今回は、私が後輩(B4 など)に伝えている研究ノウハウを、noteでまとめました。大学の研究室では、暗黙知が多く、なかなか体系的に学べない部分があると思います。少しでも「研究テーマ探しのヒントが欲しい」「論文の読み方に迷っている」「スケジュール管理をうまくしたい」という方の助けになれば嬉しいです。

私が後輩用に作成したNotionの研究管理テンプレートを配布しています!

こんな感じです↓

以下のリンクから無料でダウンロードできます!

ぜひ、自分の研究スタイルに合わせてアレンジしてみてください。質問や感想などあれば、コメント欄やSNSなどでお聞かせいただけると励みになります!

それでは、快適な研究ライフをお送りください。最後までご覧いただき、ありがとうございました。

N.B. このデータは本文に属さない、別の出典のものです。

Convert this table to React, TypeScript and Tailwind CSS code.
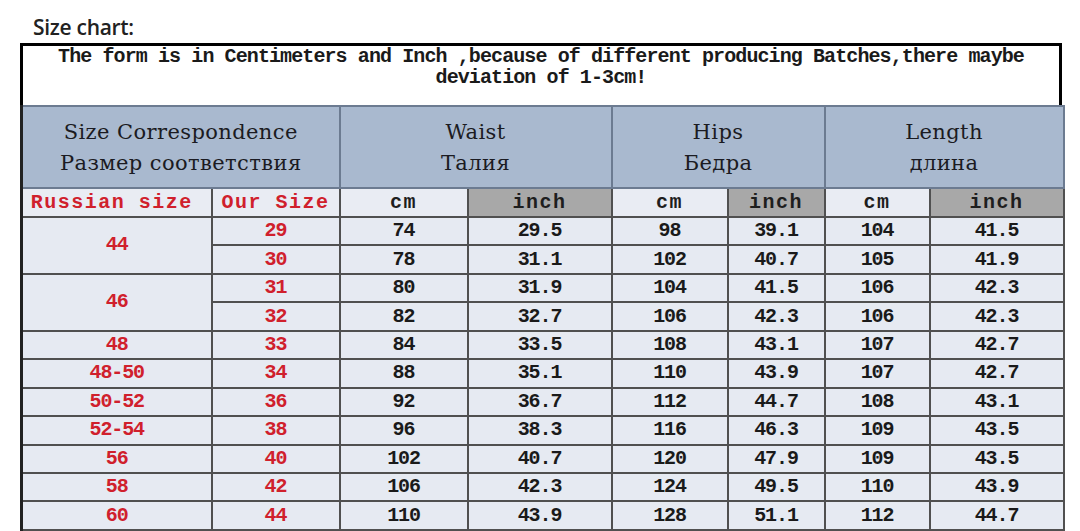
const rows = [
  ['29', '74', '29.5', '98', '39.1', '104', '41.5'],
  ['30', '78', '31.1', '102', '40.7', '105', '41.9'],
  ['31', '80', '31.9', '104', '41.5', '106', '42.3'],
  ['32', '82', '32.7', '106', '42.3', '106', '42.3'],
  ['33', '84', '33.5', '108', '43.1', '107', '42.7'],
  ['34', '88', '35.1', '110', '43.9', '107', '42.7'],
  ['36', '92', '36.7', '112', '44.7', '108', '43.1'],
  ['38', '96', '38.3', '116', '46.3', '109', '43.5'],
  ['40', '102', '40.7', '120', '47.9', '109', '43.5'],
  ['42', '106', '42.3', '124', '49.5', '110', '43.9'],
  ['44', '110', '43.9', '128', '51.1', '112', '44.7'],
]

// russian size per row index, with rowspan; null = covered by span above
const russian: ({ label: string; span: number } | null)[] = [
  { label: '44', span: 2 },
  null,
  { label: '46', span: 2 },
  null,
  { label: '48', span: 1 },
  { label: '48-50', span: 1 },
  { label: '50-52', span: 1 },
  { label: '52-54', span: 1 },
  { label: '56', span: 1 },
  { label: '58', span: 1 },
  { label: '60', span: 1 },
]

const headers = [
  { en: 'Size Correspondence', ru: 'Размер соответствия' },
  { en: 'Waist', ru: 'Талия' },
  { en: 'Hips', ru: 'Бедра' },
  { en: 'Length', ru: 'длина' },
]

const mono = "font-['Liberation_Mono',monospace] font-bold"
const cell = 'border-2 border-[#505050] p-0 text-center align-middle'
const sub = `${cell} ${mono} text-[20px] leading-[22px] tracking-[1.5px]`
const data = `${cell} bg-[#e6eaf2] ${mono} text-[20px] leading-[20px] tracking-[-1.1px]`

export default function App() {
  return (
    <div className="w-[1080px] h-[531px] bg-white overflow-hidden">
      <div className="pl-[33px] pt-[13px] h-[43px] font-['Open_Sans',sans-serif] font-semibold text-[21px] leading-[28px] tracking-[-0.3px] text-[#222]">
        Size chart:
      </div>
      <div className="ml-[20px] w-[1042px]">
        <div className="h-[62px] bg-white border-t-[3px] border-x-[3px] border-black text-center text-[20px] leading-[21px] tracking-[-0.9px] text-[#1a1a1a] font-['Liberation_Mono',monospace] font-bold">
          The form is in Centimeters and Inch ,because of different producing Batches,there maybe
          <br />
          deviation of 1-3cm!
        </div>
        <table className="w-[1042px] table-fixed border-collapse border-l-[3px] border-l-[#222]">
          <colgroup>
            <col className="w-[190px]" />
            <col className="w-[128px]" />
            <col className="w-[128px]" />
            <col className="w-[144px]" />
            <col className="w-[116px]" />
            <col className="w-[97px]" />
            <col className="w-[105px]" />
            <col className="w-[134px]" />
          </colgroup>
          <tbody>
            <tr className="h-[82px]">
              {headers.map((h) => (
                <td
                  key={h.en}
                  colSpan={2}
                  className="border-2 border-[#6c7b91] bg-[#a9b9cf] p-0 text-center align-middle font-['DejaVu_Serif',serif] text-[21px] leading-[31px] tracking-[0.4px] text-[#1b1b22]"
                >
                  <div className="pt-[2px]">{h.en}</div>
                  <div>{h.ru}</div>
                </td>
              ))}
            </tr>
            <tr className="h-[29px]">
              <td className={`${sub} bg-[#e9ecf3] text-[#d0202c] pr-[10px]`}>Russian size</td>
              <td className={`${sub} bg-[#e9ecf3] text-[#d0202c]`}>Our Size</td>
              {[0, 1, 2].map((i) => (
                <>
                  <td key={`c${i}`} className={`${sub} bg-[#e9ecf3] text-[#1e1e1e]`}>cm</td>
                  <td key={`i${i}`} className={`${sub} bg-[#a8a8a8] text-[#1e1e1e]`}>inch</td>
                </>
              ))}
            </tr>
            {rows.map((r, idx) => (
              <tr key={r[0]} className="h-[28.45px]">
                {russian[idx] && (
                  <td rowSpan={russian[idx]!.span} className={`${data} text-[#d0202c]`}>
                    {russian[idx]!.label}
                  </td>
                )}
                {r.map((v, j) => (
                  <td key={j} className={`${data} ${j === 0 ? 'text-[#d0202c]' : 'text-[#1a1a1a]'}`}>
                    {v}
                  </td>
                ))}
              </tr>
            ))}
          </tbody>
        </table>
      </div>
    </div>
  )
}
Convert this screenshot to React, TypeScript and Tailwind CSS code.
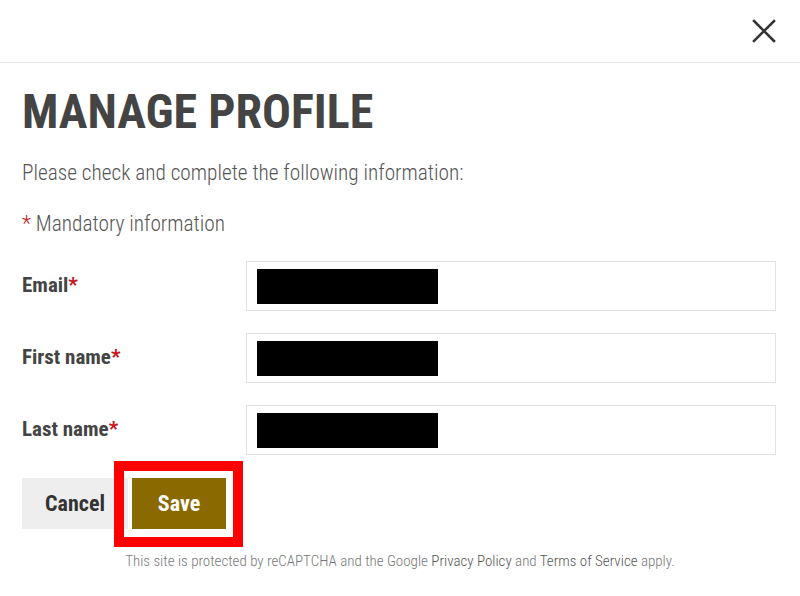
import React from "react";

const font = { fontFamily: "Roboto, 'Liberation Sans', sans-serif" };

function Field({ label }: { label: string }) {
  return (
    <div className="flex items-center h-[50px]">
      <label className="w-[224px] text-[21px] font-bold text-[#444] font-stretch-condensed">
        {label}
        <span className="text-[#c4161c]">*</span>
      </label>
      <div className="flex-1 h-[50px] border border-[#e2e2e2] bg-white flex items-center pl-[10px]">
        <div className="w-[181px] h-[35px] bg-black" />
      </div>
    </div>
  );
}

export default function App() {
  return (
    <div className="w-[800px] h-[596px] bg-white overflow-hidden" style={font}>
      <div className="h-[63px] border-b border-[#e6e6e6] flex items-center justify-end pr-[24px]">
        <svg width="24" height="24" viewBox="0 0 24 24" className="text-[#333]">
          <path d="M2 2 L22 22 M22 2 L2 22" stroke="currentColor" strokeWidth="2.6" strokeLinecap="square" />
        </svg>
      </div>
      <div className="px-[22px]">
        <h1 className="mt-[19px] text-[48px] leading-[60px] font-bold text-[#444] font-stretch-condensed">
          MANAGE PROFILE
        </h1>
        <p className="mt-[17px] text-[21.3px] leading-[28px] font-light text-[#555] font-stretch-condensed">
          Please check and complete the following information:
        </p>
        <p className="mt-[23px] text-[21.3px] leading-[28px] font-light text-[#555] font-stretch-condensed">
          <span className="text-[#c4161c]">*</span> Mandatory information
        </p>
        <div className="mt-[23px] mr-[2px] flex flex-col gap-[22px]">
          <Field label="Email" />
          <Field label="First name" />
          <Field label="Last name" />
        </div>
        <div className="mt-[23px] flex gap-[4px] relative">
          <button className="w-[106px] h-[51px] bg-[#eeeeee] text-[22px] font-bold text-[#333] font-stretch-condensed">
            Cancel
          </button>
          <button className="w-[94px] h-[51px] bg-[#8a6a00] text-[22px] font-bold text-white font-stretch-condensed">
            Save
          </button>
          <div className="absolute left-[92px] top-[-17px] w-[129px] h-[86px] border-[10px] border-[#ff0000] pointer-events-none" />
        </div>
        <p className="mt-[21px] text-center text-[15px] font-light text-[#777] font-stretch-condensed">
          This site is protected by reCAPTCHA and the Google{" "}
          <span className="text-[#555]">Privacy Policy</span> and{" "}
          <span className="text-[#555]">Terms of Service</span> apply.
        </p>
      </div>
    </div>
  );
}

p.s. この記事の見出し画像は、AIで作りました。なかなか上手くできましたฅ⁠^⁠•⁠ﻌ⁠•⁠^⁠ฅ


おすすめの研究ツール(25.01.14 追記)

1. Overleaf
ブラウザ上で LaTeX を使って論文やレポートを執筆できるサービスです。インストール不要で共同編集ができ、バージョン管理も自動化されるので、複数人での作業や査読対応にとても便利です。
2. Google Scholar
論文検索の定番。キーワード検索はもちろん、引用文献をたどることで効率よく先行研究を見つけられます。「過去◯年」で絞ると最新の研究動向が把握しやすいのも魅力です。
3. Felo
新しい AI 検索サービスで、検索時に「論文で検索する」モードを指定できるのが特徴。通常のウェブ検索ではなく、論文ベースで結果を得られるため、自分の研究領域とマッチした情報をスピーディーに探せます。Notionとも連携可能

これらのツールをうまく使い分けることで、文献調査から執筆作業までを大幅に効率化できます。自分の研究スタイルに合ったものを見つけて、ぜひ活用してみてください。